▸ **Goal**
Write out every line of the material as it stands, apart from the pictures.

▸ **Supplied data**
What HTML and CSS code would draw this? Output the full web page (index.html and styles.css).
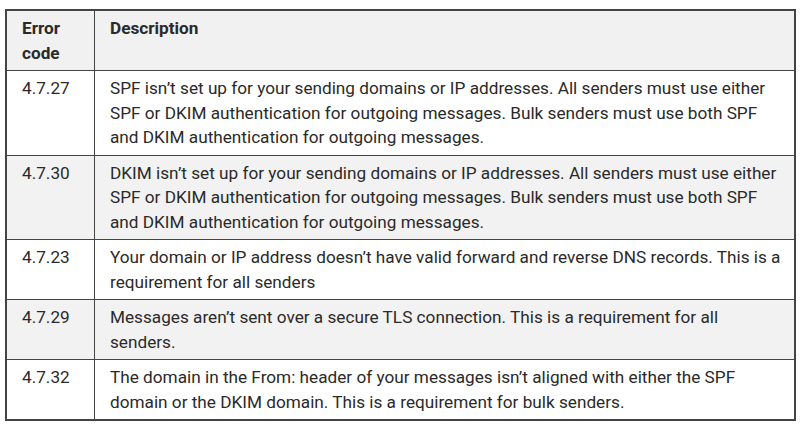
FILE: index.html
```html
<!DOCTYPE html>
<html>
<head>
<meta charset="utf-8">
<link rel="stylesheet" href="styles.css">
</head>
<body>
<table class="codes">
  <thead>
    <tr><th class="code">Error code</th><th>Description</th></tr>
  </thead>
  <tbody>
    <tr><td class="code">4.7.27</td><td>SPF isn’t set up for your sending domains or IP addresses. All senders must use either SPF or DKIM authentication for outgoing messages. Bulk senders must use both SPF and DKIM authentication for outgoing messages.</td></tr>
    <tr class="alt"><td class="code">4.7.30</td><td>DKIM isn’t set up for your sending domains or IP addresses. All senders must use either SPF or DKIM authentication for outgoing messages. Bulk senders must use both SPF and DKIM authentication for outgoing messages.</td></tr>
    <tr><td class="code">4.7.23</td><td>Your domain or IP address doesn’t have valid forward and reverse DNS records. This is a requirement for all senders</td></tr>
    <tr class="alt"><td class="code">4.7.29</td><td>Messages aren’t sent over a secure TLS connection. This is a requirement for all senders.</td></tr>
    <tr><td class="code">4.7.32</td><td>The domain in the From: header of your messages isn’t aligned with either the SPF domain or the DKIM domain. This is a requirement for bulk senders.</td></tr>
  </tbody>
</table>
</body>
</html>
```
FILE: styles.css
```css
html, body {
  margin: 0;
  background: #ffffff;
}
body {
  font-family: Roboto, "Noto Sans", sans-serif;
  font-size: 17.2px;
  color: #2a2a2a;
}
.codes {
  margin: 9px 0 0 5px;
  width: 791px;
  border-collapse: collapse;
  border: 2px solid #444444;
}
.codes th, .codes td {
  border: 1.5px solid #444444;
  padding: 5px 8px 5px 15px;
  line-height: 24.5px;
  text-align: left;
  vertical-align: top;
}
.codes th {
  font-weight: 700;
  background: #f1f1f1;
}
.codes .code {
  width: 64px;
}
.codes tr.alt td {
  background: #f2f2f2;
}
```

▸ **Reply to the task**
What HTML and CSS code would draw this? Output the full web page (index.html and styles.css).
FILE: index.html
```html
<!DOCTYPE html>
<html>
<head>
<meta charset="utf-8">
<link rel="stylesheet" href="styles.css">
</head>
<body>
<table class="codes">
  <thead>
    <tr><th class="code">Error code</th><th>Description</th></tr>
  </thead>
  <tbody>
    <tr><td class="code">4.7.27</td><td>SPF isn’t set up for your sending domains or IP addresses. All senders must use either SPF or DKIM authentication for outgoing messages. Bulk senders must use both SPF and DKIM authentication for outgoing messages.</td></tr>
    <tr class="alt"><td class="code">4.7.30</td><td>DKIM isn’t set up for your sending domains or IP addresses. All senders must use either SPF or DKIM authentication for outgoing messages. Bulk senders must use both SPF and DKIM authentication for outgoing messages.</td></tr>
    <tr><td class="code">4.7.23</td><td>Your domain or IP address doesn’t have valid forward and reverse DNS records. This is a requirement for all senders</td></tr>
    <tr class="alt"><td class="code">4.7.29</td><td>Messages aren’t sent over a secure TLS connection. This is a requirement for all senders.</td></tr>
    <tr><td class="code">4.7.32</td><td>The domain in the From: header of your messages isn’t aligned with either the SPF domain or the DKIM domain. This is a requirement for bulk senders.</td></tr>
  </tbody>
</table>
</body>
</html>
```
FILE: styles.css
```css
html, body {
  margin: 0;
  background: #ffffff;
}
body {
  font-family: Roboto, "Noto Sans", sans-serif;
  font-size: 17.2px;
  color: #2a2a2a;
}
.codes {
  margin: 9px 0 0 5px;
  width: 791px;
  border-collapse: collapse;
  border: 2px solid #444444;
}
.codes th, .codes td {
  border: 1.5px solid #444444;
  padding: 5px 8px 5px 15px;
  line-height: 24.5px;
  text-align: left;
  vertical-align: top;
}
.codes th {
  font-weight: 700;
  background: #f1f1f1;
}
.codes .code {
  width: 64px;
}
.codes tr.alt td {
  background: #f2f2f2;
}
```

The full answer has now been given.